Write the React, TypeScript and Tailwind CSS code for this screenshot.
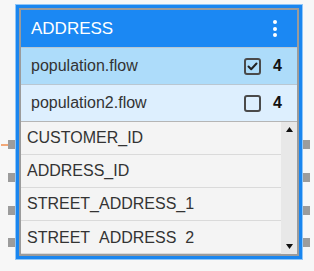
const flows = [
  { name: "population.flow", checked: true, count: 4, bg: "bg-[#addcfa]" },
  { name: "population2.flow", checked: false, count: 4, bg: "bg-[#ddeffe]" },
];

const columns = ["CUSTOMER_ID", "ADDRESS_ID", "STREET_ADDRESS_1", "STREET_ADDRESS_2"];
const portTops = ["top-[135px]", "top-[168px]", "top-[201px]", "top-[233px]"];

function Checkbox({ checked }: { checked: boolean }) {
  return (
    <div className="flex h-[17px] w-[17px] items-center justify-center rounded-[3px] border-2 border-[#4a4a4a]">
      {checked && (
        <svg width="11" height="9" viewBox="0 0 11 9">
          <path d="M1.5 4.5 L4.2 7.2 L9.5 1.5" fill="none" stroke="#222" strokeWidth="2" strokeLinecap="round" strokeLinejoin="round" />
        </svg>
      )}
    </div>
  );
}

export default function App() {
  return (
    <div className="h-[271px] w-[314px] bg-[#f7f7f7] pl-[15px] pt-[4px] font-['Liberation_Sans',Arial,sans-serif]">
      <div className="relative h-[256px] w-[288px] border border-[#8fc6f8]">
        <div className="h-full w-full border-[3px] border-[#1a86ef]">
          <div className="flex h-full w-full flex-col border-2 border-[#9b9b9b] bg-[#f4f4f4]">
            <header className="flex h-[37px] items-center justify-between bg-[#1b88f3] pl-[10px] pr-[20px]">
              <span className="text-[17px] text-white">ADDRESS</span>
              <div className="flex flex-col gap-[2.5px]">
                <span className="h-[4px] w-[4px] rounded-full bg-white" />
                <span className="h-[4px] w-[4px] rounded-full bg-white" />
                <span className="h-[4px] w-[4px] rounded-full bg-white" />
              </div>
            </header>
            {flows.map((f) => (
              <div
                key={f.name}
                className={`flex h-[37px] items-center justify-between border-t border-[#b9c7d2] pl-[10px] pr-[15px] ${f.bg}`}
              >
                <span className="text-[16px] text-[#333]">{f.name}</span>
                <div className="flex items-center gap-[12px]">
                  <Checkbox checked={f.checked} />
                  <span className="text-[16px] font-bold text-[#111]">{f.count}</span>
                </div>
              </div>
            ))}
            <div className="flex flex-1 border-t border-[#b5b5b5]">
              <div className="flex flex-1 flex-col">
                {columns.map((c, i) => (
                  <div key={c} className="flex h-[33px] items-center border-b border-[#dadada] pl-[6px] text-[16px] text-[#333]">
                    <span className={i === columns.length - 1 ? "h-[15px] overflow-hidden leading-none" : ""}>{c}</span>
                  </div>
                ))}
              </div>
              <div className="flex w-[16px] flex-col items-center justify-between bg-[#e8e8e8] py-[5px]">
                <svg width="7" height="5" viewBox="0 0 7 5">
                  <path d="M3.5 0 L7 5 L0 5 Z" fill="#111" />
                </svg>
                <svg width="7" height="5" viewBox="0 0 7 5">
                  <path d="M0 0 L7 0 L3.5 5 Z" fill="#111" />
                </svg>
              </div>
            </div>
          </div>
        </div>
        <div className="absolute left-[-15px] top-[139px] h-[2px] w-[8px] bg-[#f2a878]" />
        {portTops.map((t) => (
          <div key={"l" + t} className={`absolute left-[-8px] h-[9px] w-[7px] bg-[#9c9c9c] ${t}`} />
        ))}
        {portTops.map((t) => (
          <div key={"r" + t} className={`absolute right-[-8px] h-[9px] w-[7px] bg-[#9c9c9c] ${t}`} />
        ))}
      </div>
    </div>
  );
}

Task directions
Go through the listing above and write it all out exactly, leaving out any picture.

Full output
Write the React, TypeScript and Tailwind CSS code for this screenshot.
const flows = [
  { name: "population.flow", checked: true, count: 4, bg: "bg-[#addcfa]" },
  { name: "population2.flow", checked: false, count: 4, bg: "bg-[#ddeffe]" },
];

const columns = ["CUSTOMER_ID", "ADDRESS_ID", "STREET_ADDRESS_1", "STREET_ADDRESS_2"];
const portTops = ["top-[135px]", "top-[168px]", "top-[201px]", "top-[233px]"];

function Checkbox({ checked }: { checked: boolean }) {
  return (
    <div className="flex h-[17px] w-[17px] items-center justify-center rounded-[3px] border-2 border-[#4a4a4a]">
      {checked && (
        <svg width="11" height="9" viewBox="0 0 11 9">
          <path d="M1.5 4.5 L4.2 7.2 L9.5 1.5" fill="none" stroke="#222" strokeWidth="2" strokeLinecap="round" strokeLinejoin="round" />
        </svg>
      )}
    </div>
  );
}

export default function App() {
  return (
    <div className="h-[271px] w-[314px] bg-[#f7f7f7] pl-[15px] pt-[4px] font-['Liberation_Sans',Arial,sans-serif]">
      <div className="relative h-[256px] w-[288px] border border-[#8fc6f8]">
        <div className="h-full w-full border-[3px] border-[#1a86ef]">
          <div className="flex h-full w-full flex-col border-2 border-[#9b9b9b] bg-[#f4f4f4]">
            <header className="flex h-[37px] items-center justify-between bg-[#1b88f3] pl-[10px] pr-[20px]">
              <span className="text-[17px] text-white">ADDRESS</span>
              <div className="flex flex-col gap-[2.5px]">
                <span className="h-[4px] w-[4px] rounded-full bg-white" />
                <span className="h-[4px] w-[4px] rounded-full bg-white" />
                <span className="h-[4px] w-[4px] rounded-full bg-white" />
              </div>
            </header>
            {flows.map((f) => (
              <div
                key={f.name}
                className={`flex h-[37px] items-center justify-between border-t border-[#b9c7d2] pl-[10px] pr-[15px] ${f.bg}`}
              >
                <span className="text-[16px] text-[#333]">{f.name}</span>
                <div className="flex items-center gap-[12px]">
                  <Checkbox checked={f.checked} />
                  <span className="text-[16px] font-bold text-[#111]">{f.count}</span>
                </div>
              </div>
            ))}
            <div className="flex flex-1 border-t border-[#b5b5b5]">
              <div className="flex flex-1 flex-col">
                {columns.map((c, i) => (
                  <div key={c} className="flex h-[33px] items-center border-b border-[#dadada] pl-[6px] text-[16px] text-[#333]">
                    <span className={i === columns.length - 1 ? "h-[15px] overflow-hidden leading-none" : ""}>{c}</span>
                  </div>
                ))}
              </div>
              <div className="flex w-[16px] flex-col items-center justify-between bg-[#e8e8e8] py-[5px]">
                <svg width="7" height="5" viewBox="0 0 7 5">
                  <path d="M3.5 0 L7 5 L0 5 Z" fill="#111" />
                </svg>
                <svg width="7" height="5" viewBox="0 0 7 5">
                  <path d="M0 0 L7 0 L3.5 5 Z" fill="#111" />
                </svg>
              </div>
            </div>
          </div>
        </div>
        <div className="absolute left-[-15px] top-[139px] h-[2px] w-[8px] bg-[#f2a878]" />
        {portTops.map((t) => (
          <div key={"l" + t} className={`absolute left-[-8px] h-[9px] w-[7px] bg-[#9c9c9c] ${t}`} />
        ))}
        {portTops.map((t) => (
          <div key={"r" + t} className={`absolute right-[-8px] h-[9px] w-[7px] bg-[#9c9c9c] ${t}`} />
        ))}
      </div>
    </div>
  );
}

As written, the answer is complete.